Alcuni suoi dipinti, oltre ai disegni realizzati da Bassignano, trovano spazio nel booklet del disco associati ai testi delle canzoni. L’intero progetto è in realtà un inno all’arte composto da tanti quadri, tinteggiati con vicende lontane ma vicine nel tempo, che hanno come protagonisti, fra gli altri, poeti, scrittori e pittori.

Bassignano, come etichetterebbe il disco se fosse un film? «Non è un thriller, né una commedia, né un fantasy, né una storia romantica. E’ una via di mezzo fra poesia e pittura, una raccolta di sensazioni, figlia di una vena intimista che all’impegno civile e alle invettive oggi preferisce un orientamento più letterario, una ricerca della bellezza. E dentro c’è anche la sintesi dei mestieri che ho fatto, tutti accomunati dalla musica di una chitarra. Ecco, non è un concept album ma una semplice raccolta di pensieri sparsi». C'

Non manca un accenno ai tempi difficili che stiamo vivendo a causa della pandemia: è nel brano Il Cigno Nero, che chiude il disco. “Strade deserte, qualche gabbiano, una sirena che grida lontano, cosa è successo all’umanità? Non c’è nessuno, nessuno lo sa”, dicono i primi versi, e la canzone si conclude così: “Ma cosa è successo, ditemi un po’, chi ci ha rubato la luna e i falò, chi ci ha rubato la libertà, chi si è permesso, nessuno lo sa. Chi ci ha rubato il bene profondo? Chi ha organizzato la fine del mondo?”. E immediatamente dopo arrivano la leggerezza e la speranza della bonus track Domani è un giorno importante, affidata al duetto tra Ernesto e il cantautore Mario Lucio, icona della musica capoverdiana nonché ministro della cultura del suo paese: una piacevole sorpresa che riapre il cerchio proprio quando sembrava essersi chiuso.

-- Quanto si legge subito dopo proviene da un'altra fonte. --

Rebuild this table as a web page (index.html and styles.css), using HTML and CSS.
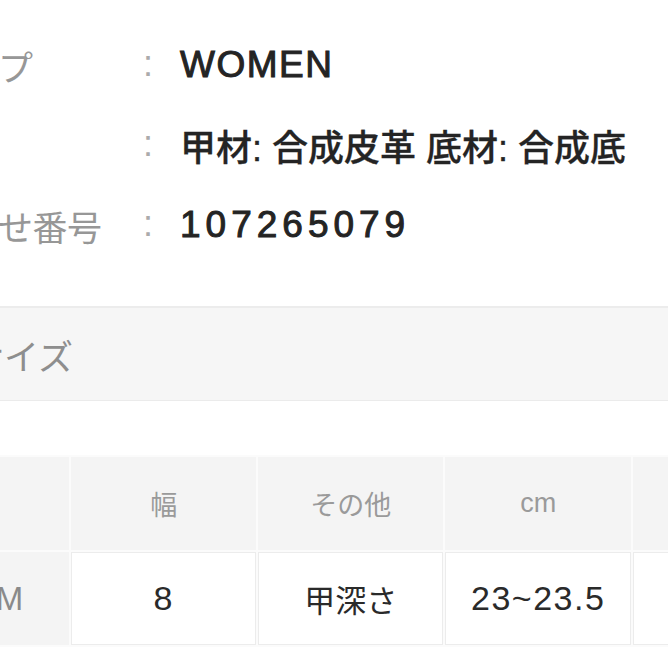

«E’ il decimo album, l’ho già detto, dall’ormai lontano 1973, anno in cui pubblicai il primo disco. Non sono molti in quasi mezzo secolo, lo so, ma questo, così come gli altri nove, non è arrivato per contratto, forse perché tutti e dieci sono lavori amati, sentiti, desiderati, coltivati nel tempo come messaggi e rivendicazioni, come bisogno fondamentale di espressione e comunicazione, insieme a libri, quadri e mille altre iniziative culturali più o meno riuscite ma anch’esse dovute alla società che ho vissuto e ancora vivo con immutata passione. Le mie canzoni? Prima sono nate come inni di lotta, poi via via come affreschi civili. Un po’ di scuola genovese, un po’ di Francia, un altro po’ di quella Milano del dopoguerra di zio Aldo, al quale l’album è idealmente dedicato: la Milano di Giorgio Strehler, di Dario Fo, di Enzo Jannacci e degli altri protagonisti del cabaret marca Derby. Cinema, teatro, pittura, politica e letteratura, come dire i miei interessi di sempre, sono raccontati tra note e accordi per nulla anglosassoni ma semmai mutuati dalla nostra grande tradizione popolare».

Parola di Ernesto Bassignano, uno dei pochi cantautori che dovrebbero essere protetti dal Wwf.